Tuesday, February 6, 2024

COMIC BOOK CATCH-UP: TEENAGE MUTANT NINJA TURTLES: MUTANT MAYHEM (2023) **

The trailers kind of put me off as the animation looked extremely buggy and/or looked like it was trying to rip off Spider-Man:  Into the Spider-Verse.  While it does take some time getting used to (it often resembles an animated storyboard), overall, the animation isn’t bad.  At least it has personality, which is more than I can say for TMNT, the last animated feature-length reboot of the franchise.  (Even if it’s only marginally better than that film.)  In fact, I really dug the way the Turtles were introduced here as they are seen in their original white eyed comic book form.  Sadly, it just winds up just being a daydream.  I kind of wished they looked like that the entire time, but oh well. 

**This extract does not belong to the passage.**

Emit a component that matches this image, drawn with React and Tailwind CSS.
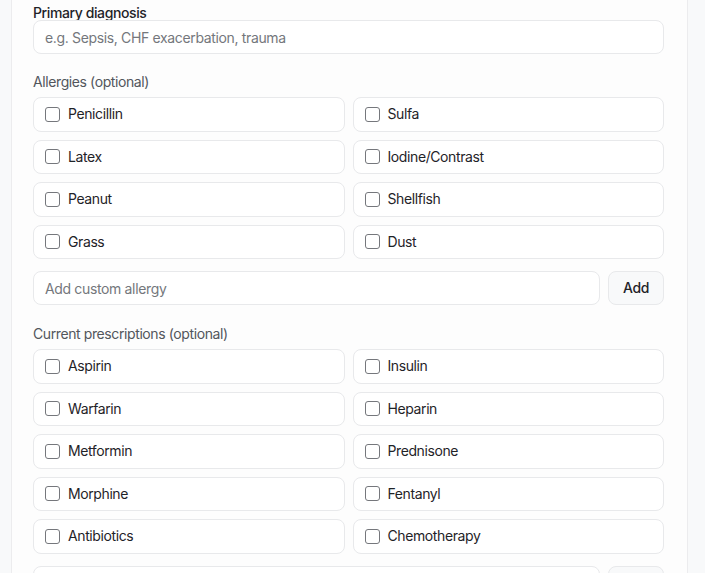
import { useState } from "react";

const ALLERGIES = ["Penicillin", "Sulfa", "Latex", "Iodine/Contrast", "Peanut", "Shellfish", "Grass", "Dust"];
const MEDS = [
  "Aspirin",
  "Insulin",
  "Warfarin",
  "Heparin",
  "Metformin",
  "Prednisone",
  "Morphine",
  "Fentanyl",
  "Antibiotics",
  "Chemotherapy",
];

const CheckItem = ({ label, checked, onToggle }) => (
  <label className="flex h-[34.5px] cursor-pointer items-center gap-2 rounded-lg border border-[#e8e9eb] bg-white pl-[11px] text-sm text-[#1f2328]">
    <span
      onClick={onToggle}
      className={`h-[15px] w-[15px] shrink-0 rounded-[3px] border ${
        checked ? "border-[#111827] bg-[#111827]" : "border-[#75777c] bg-white"
      }`}
    />
    <span onClick={onToggle}>{label}</span>
  </label>
);

const CheckGroup = ({ items }) => {
  const [picked, setPicked] = useState([]);
  const toggle = (name) =>
    setPicked((p) => (p.includes(name) ? p.filter((x) => x !== name) : [...p, name]));
  return (
    <div className="grid grid-cols-2 gap-2">
      {items.map((item) => (
        <CheckItem key={item} label={item} checked={picked.includes(item)} onToggle={() => toggle(item)} />
      ))}
    </div>
  );
};

const AddRow = ({ placeholder }) => (
  <div className="mt-3 flex gap-2">
    <input
      placeholder={placeholder}
      className="h-[34px] flex-1 rounded-lg border border-[#e8e9eb] bg-white px-[11px] text-sm tracking-tight text-[#1f2328] placeholder:text-[#74777c] outline-none"
    />
    <button className="h-[34px] w-[56px] rounded-lg border border-[#e8e9eb] bg-[#f8f9fa] text-sm font-medium tracking-tight text-[#1f2328]">
      Add
    </button>
  </div>
);

export default function App() {
  return (
    <div
      className="min-h-screen bg-[#f8f9fa] tracking-tight"
      style={{ fontFamily: "Inter, 'Liberation Sans', sans-serif" }}
    >
      <div className="ml-[11px] w-[677px] border-x border-[#ececee] bg-[#fdfdfd] pl-[21px] pr-[23px] pt-[5px] pb-10">
        <label className="block text-sm font-medium leading-4 text-[#1f2328]">Primary diagnosis</label>
        <input
          placeholder="e.g. Sepsis, CHF exacerbation, trauma"
          className="mt-[-1px] h-[34px] w-full rounded-lg border border-[#e8e9eb] bg-white px-[11px] text-sm tracking-tight text-[#1f2328] placeholder:text-[#74777c] outline-none"
        />

        <div className="mt-[18px] mb-[5px] text-sm leading-5 text-[#52565c]">Allergies (optional)</div>
        <CheckGroup items={ALLERGIES} />
        <AddRow placeholder="Add custom allergy" />

        <div className="mt-[19px] mb-[5px] text-sm leading-5 text-[#52565c]">Current prescriptions (optional)</div>
        <CheckGroup items={MEDS} />
        <AddRow placeholder="Add custom prescription" />
      </div>
    </div>
  );
}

The Teenage Mutant Ninja Turtles are living in the sewers out of sight of the humans.  They meet teenaged April O’Neil who wants to do a story on them for her school paper.  To make the story as big as possible, the Turtles try to get to the bottom of a series of thefts involving radioactive material.  They soon learn the villain behind the robberies is a mutant bug named Superfly (Ice Cube) who plans on turning every animal on Earth into a mutant. 

The casting of Jackie Chan as Master Splinter was inspired, although he’s more of a shellshocked (no pun intended) cranky old man than a Kung Fu master.  Likewise, changing April to a nerdy high schooler was an odd choice.  Some of the other updates are a bit questionable too (did Bebop really need nipple rings?), but at least the core four Turtles’ personalities are mostly the same.  (Although Donatello sounds like a little girl.)

The original comics, the first live-action movie, and the Michael Bay-produced Turtle flicks had somewhat of an edge to them.  This one is aimed squarely at kids, which is fine, I guess.   They probably won’t mind that the villain’s plot is just a twist on the first X-Men movie or that nearly every damn needle drop is a rap song.  Although there are some fun in-jokes for fans, there’s nothing really laugh out loud funny here.  As an introduction to a new generation of fans, Mutant Mayhem works.  As entertainment for anyone over the age of eight, it misses the mark. 

1 comment:

  1. as someone in my 30s I have to disagree that this one is just for kids, I found it pretty engaging overall and sure the villains motive is cliched but Ice Cube gave him enough personality that I didn't mind. I'm very interested to see what they're take on the Shredder is like, i'm personally big into hip-hop music so I didn't mind the soundtrack(and considering the live-action movies had hip-hop as well it's pretty fitting).

    April being a high-schooler isn't really that odd considering she was already one in the last two animated TV series(TMNT 2012 and Rise of the TMNT both on Nickelodeon).

    I thought TMNT 2007 film was pretty decent overall.